Casper Ruud has shed light on what it was like for him playing the Swiss Maestro during an interview with TV 2. The 21-year-old took on Federer in the third round of the French Open last year which he ended up losing 6-3, 6-1, 7-6. At the time it was only Ruud’s fourth appearance in the main draw of a Grand Slam.

“When you meet the man who is considered the greatest legend in your sport in history, it is clear that then you were a little extra nervous,” he said of 20-time Grand Slam winner Federer.
“I remember before I was going to play against Federer, it was a bit difficult to sleep the night before. When you lie with your head on the pillow, your thoughts come.”

Ruud says Federer’s achievements in the sport made him feel more nervous about playing him. Overall, the 39-year-old has won 103 ATP titles and currently holds the record for most time spent holding the world No.1 ranking at 310 weeks. He played his first ATP event at the 1998 Gstaad Open, which was a year before Ruud was born.

Although the Next Gen star says he has admiration for all members of the Big Three, which also include Novak Djokovic and Rafael Nadal. The two highest ranked players currently on the men’s tour.

“It was in Melbourne a few years ago, and then I remember that we sat in a large cafe where all the players sit to eat. When Federer came in, it was completely quiet and everyone turned around. Now the legend is here,” he said.
“These three legends, they look taller than they might be. They are probably around 1.85 meters, but it may seem that they are two meters because of the respect you have for them.”
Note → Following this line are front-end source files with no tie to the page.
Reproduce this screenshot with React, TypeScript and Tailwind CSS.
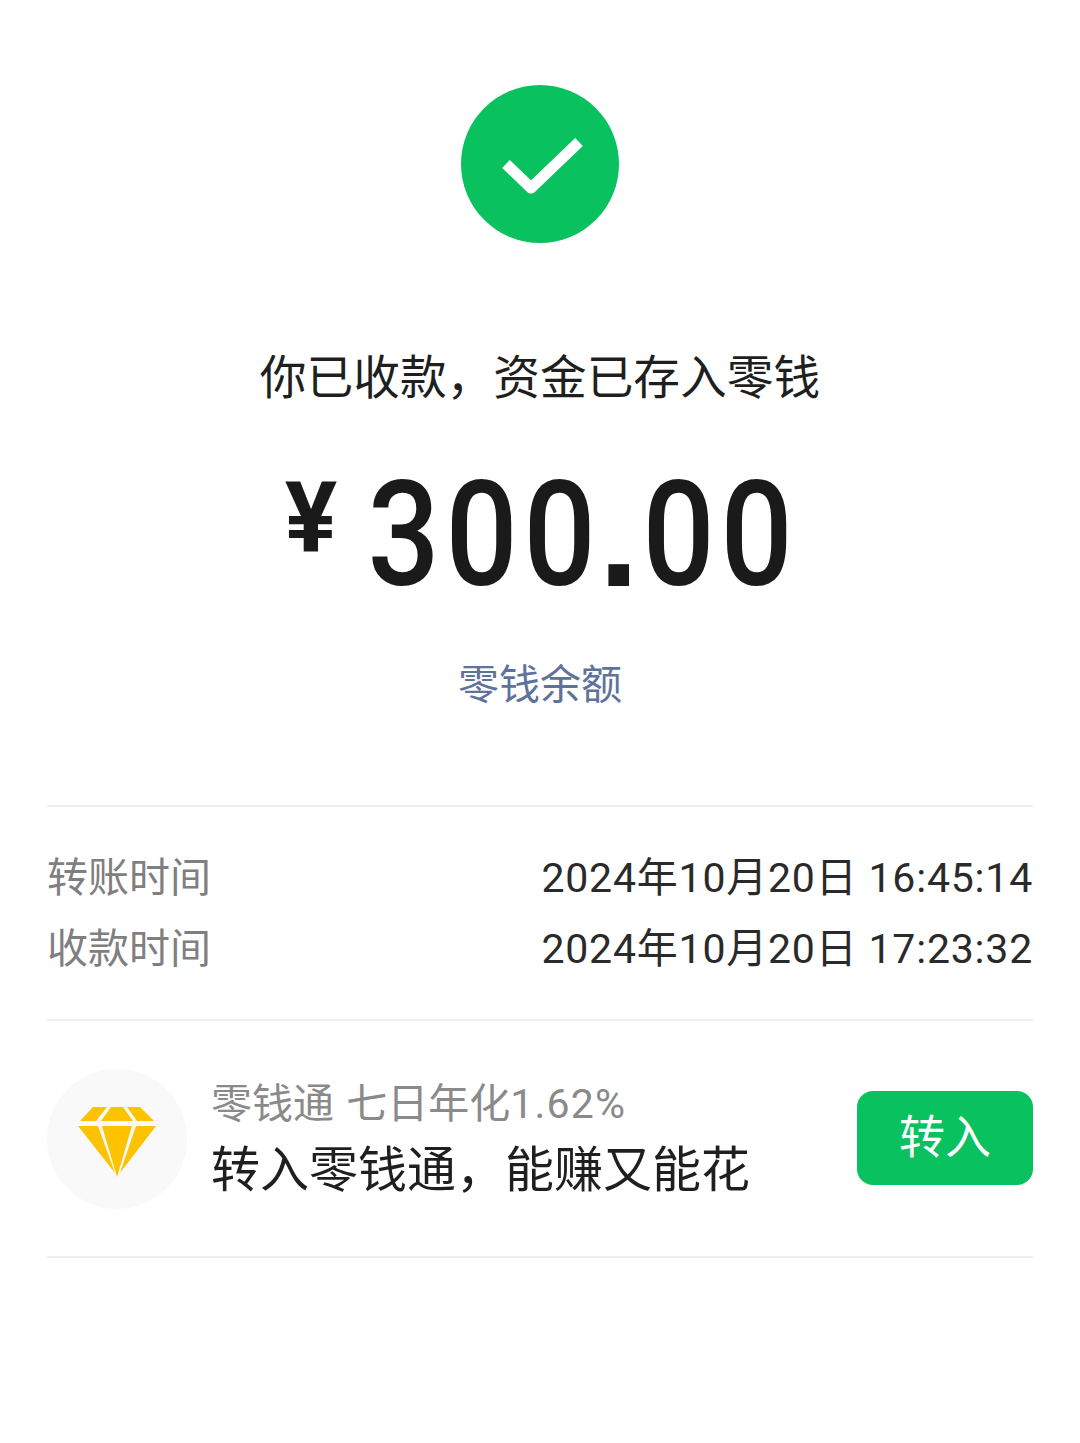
const FONT = "font-['Roboto','Noto_Sans_CJK_SC',sans-serif]";

const ROWS = [
  { label: "转账时间", value: "2024年10月20日 16:45:14" },
  { label: "收款时间", value: "2024年10月20日 17:23:32" },
];

function CheckBadge() {
  return (
    <svg width="158" height="158" viewBox="0 0 158 158" className="block">
      <circle cx="79" cy="79" r="79" fill="#0ac160" />
      <path
        d="M45 79 L70 103 L118 57"
        fill="none"
        stroke="#fff"
        strokeWidth="11"
        strokeLinejoin="round"
      />
    </svg>
  );
}

function Diamond() {
  return (
    <svg width="78" height="70" viewBox="0 0 78 70" className="block mt-[6px]">
      <g fill="#fdc200">
        <path d="M2 14 L15 0 L29 0 L18 14 Z" />
        <path d="M33 0 L45 0 L55 14 L23 14 Z" />
        <path d="M49 0 L62 0 L76 14 L59 14 Z" />
        <path d="M0 19 L20 19 L37 66 Z" />
        <path d="M24 19 L54 19 L39 70 Z" />
        <path d="M58 19 L78 19 L42 66 Z" />
      </g>
    </svg>
  );
}

// digits in the shot are narrower than Roboto and the dot is square
function Amount() {
  return (
    <div className="flex text-[146px] leading-[150px] font-[550]">
      {"300.00".split("").map((c, i) =>
        c === "." ? (
          <span key={i} className="w-[41px] flex justify-center font-['Liberation_Sans'] font-bold">.</span>
        ) : (
          <span key={i} className="w-[78px] flex justify-center">
            <span className="inline-block scale-x-[0.87]">{c}</span>
          </span>
        ),
      )}
    </div>
  );
}

export default function App() {
  return (
    <div className={`w-[1080px] h-[1443px] bg-white px-[47px] pt-[85px] ${FONT}`}>
      <div className="flex flex-col items-center">
        <CheckBadge />
        <p className="mt-[103px] text-[46.7px] leading-[64px] text-[#1f1f1f]">你已收款，资金已存入零钱</p>
        <div className="mt-[51px] flex items-start text-[#1a1a1a]">
          <span className="mt-[9px] mr-[27px] text-[98px] leading-[98px] font-bold">¥</span>
          <Amount />
        </div>
        <p className="mt-[46px] text-[41px] leading-[56px] text-[#5e7399]">零钱余额</p>
      </div>

      <div className="mt-[92px] border-t-2 border-b-2 border-[#eeeeee] pt-[43px] pb-[42px] flex flex-col gap-[15px]">
        {ROWS.map((r) => (
          <div key={r.label} className="flex justify-between text-[41px] leading-[56px]">
            <span className="text-[#7f7f7f]">{r.label}</span>
            <span className="text-[#2a2a2a] tracking-[0.8px]">{r.value}</span>
          </div>
        ))}
      </div>

      <div className="h-[237px] border-b-2 border-[#eeeeee] flex items-center">
        <div className="w-[140px] h-[140px] rounded-full bg-[#f9f9f9] flex items-center justify-center">
          <Diamond />
        </div>
        <div className="ml-[24px] flex-1">
          <p className="text-[41px] leading-[56px] text-[#8a8a8a]">
            零钱通 <span className="ml-[2px]">七日年化</span><span className="tracking-[1.2px]">1.62%</span>
          </p>
          <p className="mt-[11px] mb-[3px] text-[49px] leading-[56px] text-[#1f1f1f]">转入零钱通，能赚又能花</p>
        </div>
        <button className="w-[176px] h-[94px] mb-[2px] rounded-[16px] bg-[#0ac160] text-white text-[46px]">转入</button>
      </div>
    </div>
  );
}
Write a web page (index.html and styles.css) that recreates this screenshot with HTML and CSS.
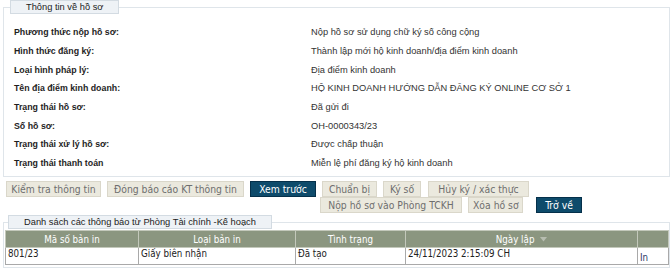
FILE: index.html
```html
<!DOCTYPE html>
<html lang="vi">
<head>
<meta charset="utf-8">
<title>Thông tin về hồ sơ</title>
<link rel="stylesheet" href="styles.css">
</head>
<body>
<div class="page">
  <fieldset class="box info">
    <legend class="legend">Thông tin về hồ sơ</legend>
    <div class="rows">
      <div class="row"><span class="label">Phương thức nộp hồ sơ:</span><span class="value">Nộp hồ sơ sử dụng chữ ký số công cộng</span></div>
      <div class="row"><span class="label">Hình thức đăng ký:</span><span class="value">Thành lập mới hộ kinh doanh/địa điểm kinh doanh</span></div>
      <div class="row"><span class="label">Loại hình pháp lý:</span><span class="value">Địa điểm kinh doanh</span></div>
      <div class="row"><span class="label">Tên địa điểm kinh doanh:</span><span class="value">HỘ KINH DOANH HƯỚNG DẪN ĐĂNG KÝ ONLINE CƠ SỞ 1</span></div>
      <div class="row"><span class="label">Trạng thái hồ sơ:</span><span class="value">Đã gửi đi</span></div>
      <div class="row"><span class="label">Số hồ sơ:</span><span class="value">OH-0000343/23</span></div>
      <div class="row"><span class="label">Trạng thái xử lý hồ sơ:</span><span class="value">Được chấp thuận</span></div>
      <div class="row"><span class="label">Trạng thái thanh toán</span><span class="value">Miễn lệ phí đăng ký hộ kinh doanh</span></div>
    </div>
  </fieldset>

  <div class="actions">
    <div class="group">
      <button class="btn w-check">Kiểm tra thông tin</button>
      <button class="btn w-report">Đóng báo cáo KT thông tin</button>
      <button class="btn primary w-preview">Xem trước</button>
    </div>
    <div class="stack">
      <div class="group">
        <button class="btn w-prepare">Chuẩn bị</button>
        <button class="btn w-sign">Ký số</button>
        <button class="btn w-cancel">Hủy ký / xác thực</button>
      </div>
      <div class="group shift">
        <button class="btn w-submit">Nộp hồ sơ vào Phòng TCKH</button>
        <button class="btn w-delete">Xóa hồ sơ</button>
        <button class="btn primary back w-back">Trở về</button>
      </div>
    </div>
  </div>

  <fieldset class="box list">
    <legend class="legend legend-list">Danh sách các thông báo từ Phòng Tài chính -Kế hoạch</legend>
    <table class="grid">
      <colgroup>
        <col class="c1"><col class="c2"><col class="c3"><col class="c4"><col class="c5">
      </colgroup>
      <thead>
        <tr>
          <th>Mã số bản in</th>
          <th>Loại bản in</th>
          <th>Tình trạng</th>
          <th>Ngày lập <svg class="sort" width="7" height="5" viewBox="0 0 7 5"><path d="M0 0 H7 L3.5 4.5 Z" fill="#b7bdb0"/></svg></th>
          <th></th>
        </tr>
      </thead>
      <tbody>
        <tr>
          <td>801/23</td>
          <td>Giấy biên nhận</td>
          <td>Đã tạo</td>
          <td>24/11/2023 2:15:09 CH</td>
          <td class="link-cell"><a class="link" href="#">In</a></td>
        </tr>
      </tbody>
    </table>
  </fieldset>
</div>
</body>
</html>
```

FILE: styles.css
```css
* { box-sizing: border-box; }

body {
  margin: 0;
  background: #ffffff;
  font-family: "Liberation Sans", Arial, sans-serif;
  color: #222;
}

.page {
  padding: 0 1px 0 3px;
}

.box {
  margin: 0;
  min-width: 0;
  border: 1px solid #dfe5ea;
}

.legend {
  margin-left: 6px;
  padding: 0 15px;
  height: 14px;
  line-height: 12px;
  border: 1px solid #d3dbe2;
  background: #eef2f6;
  font-size: 9.3px;
  color: #222;
}

.info {
  padding: 9px 0 4px 0;
}

.rows {
  display: flex;
  flex-direction: column;
}

.row {
  display: grid;
  grid-template-columns: 297px 1fr;
  align-items: center;
  height: 18.67px;
  padding-left: 10px;
  font-size: 9.3px;
}

.label {
  font-weight: bold;
  font-size: 8.8px;
  color: #1e1e1e;
}

.value {
  color: #333;
}

.actions {
  display: flex;
  align-items: flex-start;
  padding: 4px 0 0 3px;
  height: 38px;
}

.group {
  display: flex;
  align-items: flex-start;
}

.stack {
  display: flex;
  flex-direction: column;
}

.shift {
  margin-left: -2px;
}

.btn {
  height: 16px;
  margin: 0 6px 0 0;
  padding: 0 4px;
  border: 1px solid #dad7ca;
  background: #ebe9de;
  color: #6e6e6e;
  font-family: "DejaVu Sans Condensed", "DejaVu Sans", sans-serif;
  font-stretch: condensed;
  font-size: 10.3px;
  line-height: 14px;
  white-space: nowrap;
  text-align: center;
}

.w-check { width: 95px; }
.w-report { width: 137px; }
.w-preview { width: 66px; }
.w-prepare { width: 55px; }
.w-sign { width: 38px; }
.w-cancel { width: 101px; margin-left: 1px; }
.w-submit { width: 142px; }
.w-delete { width: 55px; }
.w-back { width: 46px; }

.primary {
  background: #0e4b6b;
  border-color: #05304a;
  color: #ffffff;
}

.back {
  margin-left: 7px;
}

.list {
  padding: 0 0 2px 1px;
}

.legend-list {
  margin-left: 3px;
}

.grid {
  width: 100%;
  border-collapse: collapse;
  margin-top: 1px;
  font-family: "DejaVu Sans Condensed", "DejaVu Sans", sans-serif;
  font-stretch: condensed;
  font-size: 9.7px;
}

.c1 { width: 133px; }
.c2 { width: 157px; }
.c3 { width: 110px; }
.c4 { width: 232px; }

.grid th {
  height: 17px;
  padding: 0 2px;
  background: #8b9680;
  color: #ffffff;
  font-weight: normal;
  border: 1px solid #c3c8bb;
  text-align: center;
}

.grid td {
  height: 17px;
  padding: 0 2px 2px 2px;
  border: 1px solid #a9a9a9;
  color: #222;
  vertical-align: top;
}

.sort {
  margin-left: 3px;
  vertical-align: middle;
}

.grid td.link-cell {
  vertical-align: bottom;
  padding-bottom: 1px;
}

.link {
  color: #2b3a66;
  text-decoration: none;
}
```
Since his meeting with Federer in Paris, Ruud has managed to make a name for himself as he gradually climbs up the world rankings. In February he won the Argentina Open to become the first Norwegian player in history to have won a title on the ATP Tour. He also reached the final of another tournament in Santiago. In September he defeated Matteo Berrettini in the Italian Open to record his first and so far only win over a top 10 player in his career.

“I do not remember everyone in my career. But there are some matches that stand out a bit, and that you remember extra well. Some ball exchanges, some punches here and there that you get, which you usually do not do. It is something that stands out a bit,” Ruud explains.

Unusually Ruud confirmed that both of his parents are now classed as his employees. He is coached by his father Christian who is a former player himself. Christian is a former world No.39 who was his country’s highest ranked male player in history until his son.

“The ultimate boss is probably (my) mother. She rules over both of us. In between at least,” he jokes.

After ending his season with three consecutive Tour losses, Ruud closes out 2020 with a win-loss record of 22-13 and has won $965,653 in prize money. He is currently ranked 27th in the world.